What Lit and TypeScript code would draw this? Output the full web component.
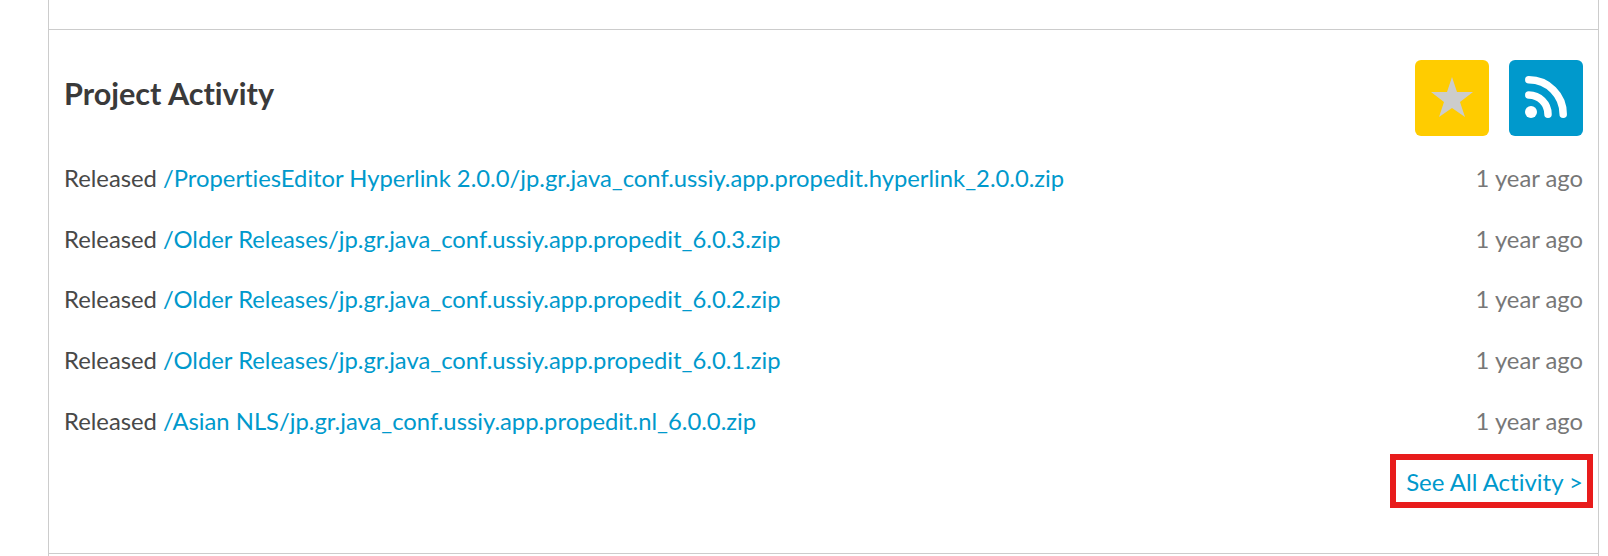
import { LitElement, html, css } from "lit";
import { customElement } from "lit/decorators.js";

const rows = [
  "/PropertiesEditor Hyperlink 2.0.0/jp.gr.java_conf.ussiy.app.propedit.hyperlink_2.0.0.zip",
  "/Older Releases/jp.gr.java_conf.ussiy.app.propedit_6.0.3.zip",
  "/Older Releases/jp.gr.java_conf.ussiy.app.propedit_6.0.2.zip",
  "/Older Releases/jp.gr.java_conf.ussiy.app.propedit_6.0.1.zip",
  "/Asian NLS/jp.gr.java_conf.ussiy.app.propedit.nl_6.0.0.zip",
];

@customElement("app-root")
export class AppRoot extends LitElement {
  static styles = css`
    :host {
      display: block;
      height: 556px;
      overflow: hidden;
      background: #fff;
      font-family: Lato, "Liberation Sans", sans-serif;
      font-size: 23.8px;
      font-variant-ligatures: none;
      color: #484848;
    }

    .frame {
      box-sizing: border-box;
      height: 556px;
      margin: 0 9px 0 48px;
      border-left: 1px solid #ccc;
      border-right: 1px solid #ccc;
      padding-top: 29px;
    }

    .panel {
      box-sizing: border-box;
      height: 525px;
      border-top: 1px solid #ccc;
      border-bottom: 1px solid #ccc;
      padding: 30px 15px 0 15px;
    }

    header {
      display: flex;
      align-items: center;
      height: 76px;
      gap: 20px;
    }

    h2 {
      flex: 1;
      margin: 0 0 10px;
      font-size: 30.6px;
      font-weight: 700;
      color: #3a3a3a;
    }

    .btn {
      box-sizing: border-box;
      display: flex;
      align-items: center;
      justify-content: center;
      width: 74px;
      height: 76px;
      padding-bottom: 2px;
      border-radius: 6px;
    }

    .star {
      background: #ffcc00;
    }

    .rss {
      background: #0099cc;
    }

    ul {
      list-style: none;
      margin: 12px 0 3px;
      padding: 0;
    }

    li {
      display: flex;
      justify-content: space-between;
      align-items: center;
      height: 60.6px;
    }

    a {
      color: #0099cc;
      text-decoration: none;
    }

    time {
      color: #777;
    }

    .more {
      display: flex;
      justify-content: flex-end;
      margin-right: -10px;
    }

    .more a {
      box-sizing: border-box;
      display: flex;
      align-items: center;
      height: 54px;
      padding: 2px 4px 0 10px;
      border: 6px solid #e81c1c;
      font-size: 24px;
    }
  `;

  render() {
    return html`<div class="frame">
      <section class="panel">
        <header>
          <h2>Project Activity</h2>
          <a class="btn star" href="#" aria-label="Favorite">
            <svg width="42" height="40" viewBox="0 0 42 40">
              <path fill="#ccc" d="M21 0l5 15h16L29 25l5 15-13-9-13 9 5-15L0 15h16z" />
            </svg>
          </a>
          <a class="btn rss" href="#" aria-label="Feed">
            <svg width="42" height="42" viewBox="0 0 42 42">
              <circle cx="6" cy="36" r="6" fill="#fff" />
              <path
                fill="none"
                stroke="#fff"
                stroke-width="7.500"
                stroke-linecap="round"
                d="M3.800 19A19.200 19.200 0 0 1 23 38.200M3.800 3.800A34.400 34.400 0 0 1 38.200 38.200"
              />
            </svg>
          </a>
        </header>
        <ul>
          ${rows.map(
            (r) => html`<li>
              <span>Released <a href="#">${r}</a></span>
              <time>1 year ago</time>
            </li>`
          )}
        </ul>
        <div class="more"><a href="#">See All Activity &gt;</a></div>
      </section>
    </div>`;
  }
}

◆ ◆ ◆ ◆ ◆ ◆ ◆

> _Aim of the task_
Print the complete listing exactly as it stands, without its pictures.

> _Answer to the task_
What Lit and TypeScript code would draw this? Output the full web component.
import { LitElement, html, css } from "lit";
import { customElement } from "lit/decorators.js";

const rows = [
  "/PropertiesEditor Hyperlink 2.0.0/jp.gr.java_conf.ussiy.app.propedit.hyperlink_2.0.0.zip",
  "/Older Releases/jp.gr.java_conf.ussiy.app.propedit_6.0.3.zip",
  "/Older Releases/jp.gr.java_conf.ussiy.app.propedit_6.0.2.zip",
  "/Older Releases/jp.gr.java_conf.ussiy.app.propedit_6.0.1.zip",
  "/Asian NLS/jp.gr.java_conf.ussiy.app.propedit.nl_6.0.0.zip",
];

@customElement("app-root")
export class AppRoot extends LitElement {
  static styles = css`
    :host {
      display: block;
      height: 556px;
      overflow: hidden;
      background: #fff;
      font-family: Lato, "Liberation Sans", sans-serif;
      font-size: 23.8px;
      font-variant-ligatures: none;
      color: #484848;
    }

    .frame {
      box-sizing: border-box;
      height: 556px;
      margin: 0 9px 0 48px;
      border-left: 1px solid #ccc;
      border-right: 1px solid #ccc;
      padding-top: 29px;
    }

    .panel {
      box-sizing: border-box;
      height: 525px;
      border-top: 1px solid #ccc;
      border-bottom: 1px solid #ccc;
      padding: 30px 15px 0 15px;
    }

    header {
      display: flex;
      align-items: center;
      height: 76px;
      gap: 20px;
    }

    h2 {
      flex: 1;
      margin: 0 0 10px;
      font-size: 30.6px;
      font-weight: 700;
      color: #3a3a3a;
    }

    .btn {
      box-sizing: border-box;
      display: flex;
      align-items: center;
      justify-content: center;
      width: 74px;
      height: 76px;
      padding-bottom: 2px;
      border-radius: 6px;
    }

    .star {
      background: #ffcc00;
    }

    .rss {
      background: #0099cc;
    }

    ul {
      list-style: none;
      margin: 12px 0 3px;
      padding: 0;
    }

    li {
      display: flex;
      justify-content: space-between;
      align-items: center;
      height: 60.6px;
    }

    a {
      color: #0099cc;
      text-decoration: none;
    }

    time {
      color: #777;
    }

    .more {
      display: flex;
      justify-content: flex-end;
      margin-right: -10px;
    }

    .more a {
      box-sizing: border-box;
      display: flex;
      align-items: center;
      height: 54px;
      padding: 2px 4px 0 10px;
      border: 6px solid #e81c1c;
      font-size: 24px;
    }
  `;

  render() {
    return html`<div class="frame">
      <section class="panel">
        <header>
          <h2>Project Activity</h2>
          <a class="btn star" href="#" aria-label="Favorite">
            <svg width="42" height="40" viewBox="0 0 42 40">
              <path fill="#ccc" d="M21 0l5 15h16L29 25l5 15-13-9-13 9 5-15L0 15h16z" />
            </svg>
          </a>
          <a class="btn rss" href="#" aria-label="Feed">
            <svg width="42" height="42" viewBox="0 0 42 42">
              <circle cx="6" cy="36" r="6" fill="#fff" />
              <path
                fill="none"
                stroke="#fff"
                stroke-width="7.500"
                stroke-linecap="round"
                d="M3.800 19A19.200 19.200 0 0 1 23 38.200M3.800 3.800A34.400 34.400 0 0 1 38.200 38.200"
              />
            </svg>
          </a>
        </header>
        <ul>
          ${rows.map(
            (r) => html`<li>
              <span>Released <a href="#">${r}</a></span>
              <time>1 year ago</time>
            </li>`
          )}
        </ul>
        <div class="more"><a href="#">See All Activity &gt;</a></div>
      </section>
    </div>`;
  }
}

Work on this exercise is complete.